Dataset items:
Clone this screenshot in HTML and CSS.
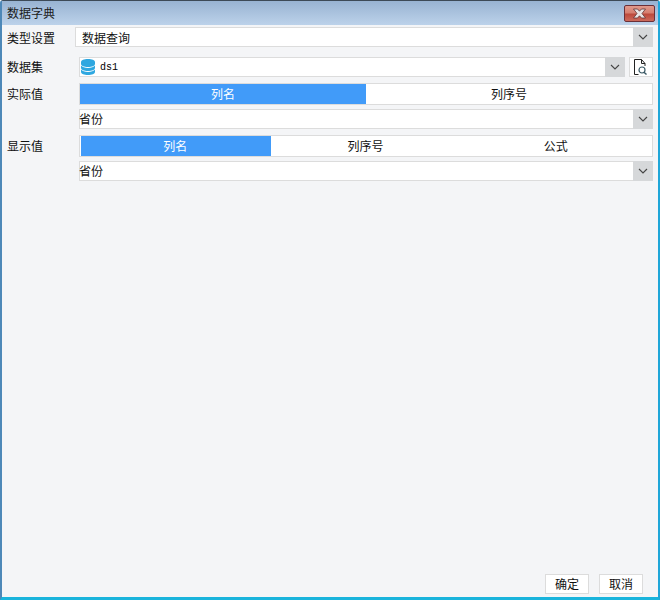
FILE: index.html
```html
<!DOCTYPE html>
<html lang="zh">
<head>
<meta charset="utf-8">
<title>数据字典</title>
<link rel="stylesheet" href="styles.css">
</head>
<body>
<div class="window">
  <div class="titlebar">
    <span class="title">数据字典</span>
    <div class="close"><svg width="13" height="11" viewBox="0 0 13 11"><path d="M.5 1h4L6.500 3.200 8.500 1h4L9 5.500l3.500 4.500h-4L6.500 7.800 4.500 10h-4L4 5.500z" fill="#e9e6e6" stroke="#5f3434" stroke-width=".8"/></svg></div>
  </div>
  <div class="content">
    <div class="row row-type">
      <span class="label label-type">类型设置</span>
      <div class="select"><span class="value value-pad">数据查询</span><span class="arrow"><svg class="chev" viewBox="0 0 10 6"><path d="M1 1l4 4 4-4"/></svg></span></div>
    </div>
    <div class="row row-ds">
      <span class="label">数据集</span>
      <div class="select tall">
        <svg class="db" width="14" height="16" viewBox="0 0 14 16"><path d="M0 3C0 1.300 3.100 0 7 0s7 1.300 7 3v2c0 1.700-3.100 3-7 3S0 6.700 0 5z" fill="#2ea7e0"/><path d="M0 6.500C1.200 8 3.800 8.900 7 8.900s5.800-.9 7-2.400V9c0 1.700-3.100 3-7 3S0 10.700 0 9z" fill="#2ea7e0"/><path d="M0 10.500c1.200 1.500 3.800 2.400 7 2.400s5.800-.9 7-2.400V13c0 1.700-3.100 3-7 3s-7-1.300-7-3z" fill="#2ea7e0"/></svg>
        <span class="ds-name">ds1</span>
        <span class="arrow"><svg class="chev" viewBox="0 0 10 6"><path d="M1 1l4 4 4-4"/></svg></span>
      </div>
      <div class="preview"><svg width="14" height="16" viewBox="0 0 14 16" fill="none" stroke="#222" stroke-width="1"><path d="M4.500 15.500H.5V.5h7l3.500 4v2.500M7.500.5v4h3.500"/><circle cx="8" cy="11" r="3" stroke="#3b5a66" stroke-width="1.200"/><path d="M10 13.200l2.500 2.300" stroke="#3b5a66" stroke-width="1.400"/></svg></div>
    </div>
    <div class="row row-seg1">
      <span class="label">实际值</span>
      <div class="seg seg-flush"><span class="seg-item active">列名</span><span class="seg-item">列序号</span></div>
    </div>
    <div class="row row-sel">
      <span class="label"></span>
      <div class="select"><span class="value value-flush">省份</span><span class="arrow"><svg class="chev" viewBox="0 0 10 6"><path d="M1 1l4 4 4-4"/></svg></span></div>
    </div>
    <div class="row row-seg2">
      <span class="label">显示值</span>
      <div class="seg seg-inset"><span class="seg-item active">列名</span><span class="seg-item">列序号</span><span class="seg-item">公式</span></div>
    </div>
    <div class="row row-sel">
      <span class="label"></span>
      <div class="select"><span class="value value-flush">省份</span><span class="arrow"><svg class="chev" viewBox="0 0 10 6"><path d="M1 1l4 4 4-4"/></svg></span></div>
    </div>
  </div>
  <div class="footer">
    <div class="btn">确定</div>
    <div class="btn">取消</div>
  </div>
</div>
</body>
</html>
```
FILE: styles.css
```css
* { box-sizing: border-box; }
html, body { margin: 0; padding: 0; }
body {
  width: 660px;
  height: 600px;
  overflow: hidden;
  font-family: "Noto Sans CJK SC", "Liberation Sans", sans-serif;
  font-size: 12px;
  line-height: 1;
  color: #111;
}
.window {
  width: 660px;
  height: 600px;
  display: flex;
  flex-direction: column;
  background: #f4f5f7;
  border-style: solid;
  border-color: #3d4a57 #1fa6d8 #19b4dc #4d88b8;
  border-width: 1px 2px 3px 2px;
  border-radius: 3px 3px 0 0;
}
.titlebar {
  height: 24px;
  flex: none;
  display: flex;
  align-items: center;
  justify-content: space-between;
  padding: 0 3px 0 5px;
  background: linear-gradient(#98b3d2, #bcd2ea);
}
.title { color: #1a1a1a; }
.close {
  width: 31px;
  height: 17px;
  margin-top: 1px;
  display: flex;
  align-items: center;
  justify-content: center;
  border: 1px solid #6b3038;
  border-radius: 2px;
  background: linear-gradient(#e09a8c 0%, #d67f70 45%, #bd4a3c 55%, #cc6a5c 100%);
}
.content {
  flex: 1;
  display: flex;
  flex-direction: column;
  padding: 2px 5px 0 5px;
}
.row { display: flex; align-items: stretch; }
.label {
  width: 72px;
  flex: none;
  display: flex;
  align-items: center;
}
.select {
  flex: 1;
  min-width: 0;
  height: 20px;
  display: flex;
  align-items: center;
  background: #fff;
  border: 1px solid #dcdcdc;
  border-right: 0;
}
.value { flex: 1; }
.value-pad { padding: 1px 0 0 6px; }
.value-flush { margin-left: -1px; }
.arrow {
  width: 20px;
  height: 20px;
  margin: -1px 0 -1px auto;
  flex: none;
  display: flex;
  align-items: center;
  justify-content: center;
  background: #d6d8da;
}
.chev { width: 10px; height: 6px; fill: none; stroke: #444; stroke-width: 1.1; }
.row-type { height: 20px; }
.label-type { width: 68px; padding-top: 1px; }
.row-ds { margin-top: 10px; height: 20px; gap: 4px; }
.row-ds .label { margin-right: -4px; }
.db { margin-left: 1px; flex: none; }
.ds-name { margin: 2px 0 0 5px; font-family: "Liberation Mono", monospace; font-size: 10px; color: #000; }
.preview {
  width: 24px;
  flex: none;
  display: flex;
  align-items: center;
  justify-content: center;
  background: #fff;
  border: 1px solid #dcdcdc;
}
.row-seg1 { margin-top: 6px; height: 22px; }
.row-seg2 { margin-top: 6px; height: 22px; }
.row-sel { margin-top: 4px; height: 20px; }
.seg {
  flex: 1;
  min-width: 0;
  display: flex;
  background: #fff;
  border: 1px solid #dcdcdc;
}
.seg-item {
  flex: 1;
  display: flex;
  align-items: center;
  justify-content: center;
}
.seg-item.active { background: #419bf9; color: #fff; }
.seg-inset { padding-left: 1px; }
.seg-inset .seg-item { padding-right: 2px; }
.footer {
  flex: none;
  display: flex;
  justify-content: flex-end;
  gap: 10px;
  padding: 0 15px 3px 0;
}
.btn {
  width: 44px;
  height: 20px;
  display: flex;
  align-items: center;
  justify-content: center;
  background: #fff;
  border: 1px solid #dcdcdc;
}
```
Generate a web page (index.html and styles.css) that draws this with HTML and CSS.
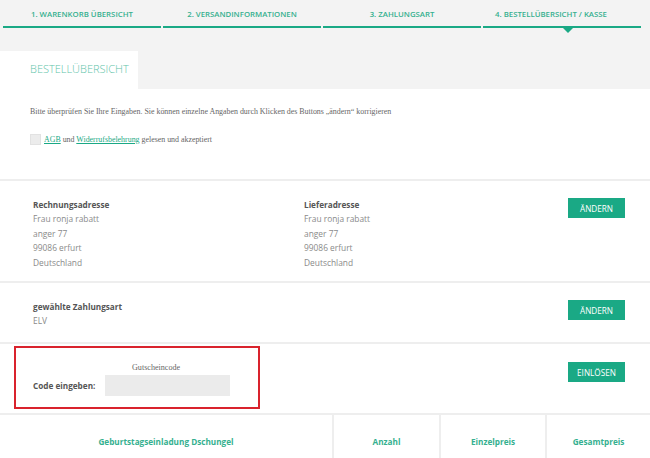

# Set exercise:
Repeat the material exactly as it reads, without any of its pictures.

# Written solution:
Clone this screenshot in HTML and CSS.
FILE: index.html
```html
<!DOCTYPE html>
<html lang="zh">
<head>
<meta charset="utf-8">
<title>数据字典</title>
<link rel="stylesheet" href="styles.css">
</head>
<body>
<div class="window">
  <div class="titlebar">
    <span class="title">数据字典</span>
    <div class="close"><svg width="13" height="11" viewBox="0 0 13 11"><path d="M.5 1h4L6.500 3.200 8.500 1h4L9 5.500l3.500 4.500h-4L6.500 7.800 4.500 10h-4L4 5.500z" fill="#e9e6e6" stroke="#5f3434" stroke-width=".8"/></svg></div>
  </div>
  <div class="content">
    <div class="row row-type">
      <span class="label label-type">类型设置</span>
      <div class="select"><span class="value value-pad">数据查询</span><span class="arrow"><svg class="chev" viewBox="0 0 10 6"><path d="M1 1l4 4 4-4"/></svg></span></div>
    </div>
    <div class="row row-ds">
      <span class="label">数据集</span>
      <div class="select tall">
        <svg class="db" width="14" height="16" viewBox="0 0 14 16"><path d="M0 3C0 1.300 3.100 0 7 0s7 1.300 7 3v2c0 1.700-3.100 3-7 3S0 6.700 0 5z" fill="#2ea7e0"/><path d="M0 6.500C1.200 8 3.800 8.900 7 8.900s5.800-.9 7-2.400V9c0 1.700-3.100 3-7 3S0 10.700 0 9z" fill="#2ea7e0"/><path d="M0 10.500c1.200 1.500 3.800 2.400 7 2.400s5.800-.9 7-2.400V13c0 1.700-3.100 3-7 3s-7-1.300-7-3z" fill="#2ea7e0"/></svg>
        <span class="ds-name">ds1</span>
        <span class="arrow"><svg class="chev" viewBox="0 0 10 6"><path d="M1 1l4 4 4-4"/></svg></span>
      </div>
      <div class="preview"><svg width="14" height="16" viewBox="0 0 14 16" fill="none" stroke="#222" stroke-width="1"><path d="M4.500 15.500H.5V.5h7l3.500 4v2.500M7.500.5v4h3.500"/><circle cx="8" cy="11" r="3" stroke="#3b5a66" stroke-width="1.200"/><path d="M10 13.200l2.500 2.300" stroke="#3b5a66" stroke-width="1.400"/></svg></div>
    </div>
    <div class="row row-seg1">
      <span class="label">实际值</span>
      <div class="seg seg-flush"><span class="seg-item active">列名</span><span class="seg-item">列序号</span></div>
    </div>
    <div class="row row-sel">
      <span class="label"></span>
      <div class="select"><span class="value value-flush">省份</span><span class="arrow"><svg class="chev" viewBox="0 0 10 6"><path d="M1 1l4 4 4-4"/></svg></span></div>
    </div>
    <div class="row row-seg2">
      <span class="label">显示值</span>
      <div class="seg seg-inset"><span class="seg-item active">列名</span><span class="seg-item">列序号</span><span class="seg-item">公式</span></div>
    </div>
    <div class="row row-sel">
      <span class="label"></span>
      <div class="select"><span class="value value-flush">省份</span><span class="arrow"><svg class="chev" viewBox="0 0 10 6"><path d="M1 1l4 4 4-4"/></svg></span></div>
    </div>
  </div>
  <div class="footer">
    <div class="btn">确定</div>
    <div class="btn">取消</div>
  </div>
</div>
</body>
</html>
```
FILE: styles.css
```css
* { box-sizing: border-box; }
html, body { margin: 0; padding: 0; }
body {
  width: 660px;
  height: 600px;
  overflow: hidden;
  font-family: "Noto Sans CJK SC", "Liberation Sans", sans-serif;
  font-size: 12px;
  line-height: 1;
  color: #111;
}
.window {
  width: 660px;
  height: 600px;
  display: flex;
  flex-direction: column;
  background: #f4f5f7;
  border-style: solid;
  border-color: #3d4a57 #1fa6d8 #19b4dc #4d88b8;
  border-width: 1px 2px 3px 2px;
  border-radius: 3px 3px 0 0;
}
.titlebar {
  height: 24px;
  flex: none;
  display: flex;
  align-items: center;
  justify-content: space-between;
  padding: 0 3px 0 5px;
  background: linear-gradient(#98b3d2, #bcd2ea);
}
.title { color: #1a1a1a; }
.close {
  width: 31px;
  height: 17px;
  margin-top: 1px;
  display: flex;
  align-items: center;
  justify-content: center;
  border: 1px solid #6b3038;
  border-radius: 2px;
  background: linear-gradient(#e09a8c 0%, #d67f70 45%, #bd4a3c 55%, #cc6a5c 100%);
}
.content {
  flex: 1;
  display: flex;
  flex-direction: column;
  padding: 2px 5px 0 5px;
}
.row { display: flex; align-items: stretch; }
.label {
  width: 72px;
  flex: none;
  display: flex;
  align-items: center;
}
.select {
  flex: 1;
  min-width: 0;
  height: 20px;
  display: flex;
  align-items: center;
  background: #fff;
  border: 1px solid #dcdcdc;
  border-right: 0;
}
.value { flex: 1; }
.value-pad { padding: 1px 0 0 6px; }
.value-flush { margin-left: -1px; }
.arrow {
  width: 20px;
  height: 20px;
  margin: -1px 0 -1px auto;
  flex: none;
  display: flex;
  align-items: center;
  justify-content: center;
  background: #d6d8da;
}
.chev { width: 10px; height: 6px; fill: none; stroke: #444; stroke-width: 1.1; }
.row-type { height: 20px; }
.label-type { width: 68px; padding-top: 1px; }
.row-ds { margin-top: 10px; height: 20px; gap: 4px; }
.row-ds .label { margin-right: -4px; }
.db { margin-left: 1px; flex: none; }
.ds-name { margin: 2px 0 0 5px; font-family: "Liberation Mono", monospace; font-size: 10px; color: #000; }
.preview {
  width: 24px;
  flex: none;
  display: flex;
  align-items: center;
  justify-content: center;
  background: #fff;
  border: 1px solid #dcdcdc;
}
.row-seg1 { margin-top: 6px; height: 22px; }
.row-seg2 { margin-top: 6px; height: 22px; }
.row-sel { margin-top: 4px; height: 20px; }
.seg {
  flex: 1;
  min-width: 0;
  display: flex;
  background: #fff;
  border: 1px solid #dcdcdc;
}
.seg-item {
  flex: 1;
  display: flex;
  align-items: center;
  justify-content: center;
}
.seg-item.active { background: #419bf9; color: #fff; }
.seg-inset { padding-left: 1px; }
.seg-inset .seg-item { padding-right: 2px; }
.footer {
  flex: none;
  display: flex;
  justify-content: flex-end;
  gap: 10px;
  padding: 0 15px 3px 0;
}
.btn {
  width: 44px;
  height: 20px;
  display: flex;
  align-items: center;
  justify-content: center;
  background: #fff;
  border: 1px solid #dcdcdc;
}
```
Generate a web page (index.html and styles.css) that draws this with HTML and CSS.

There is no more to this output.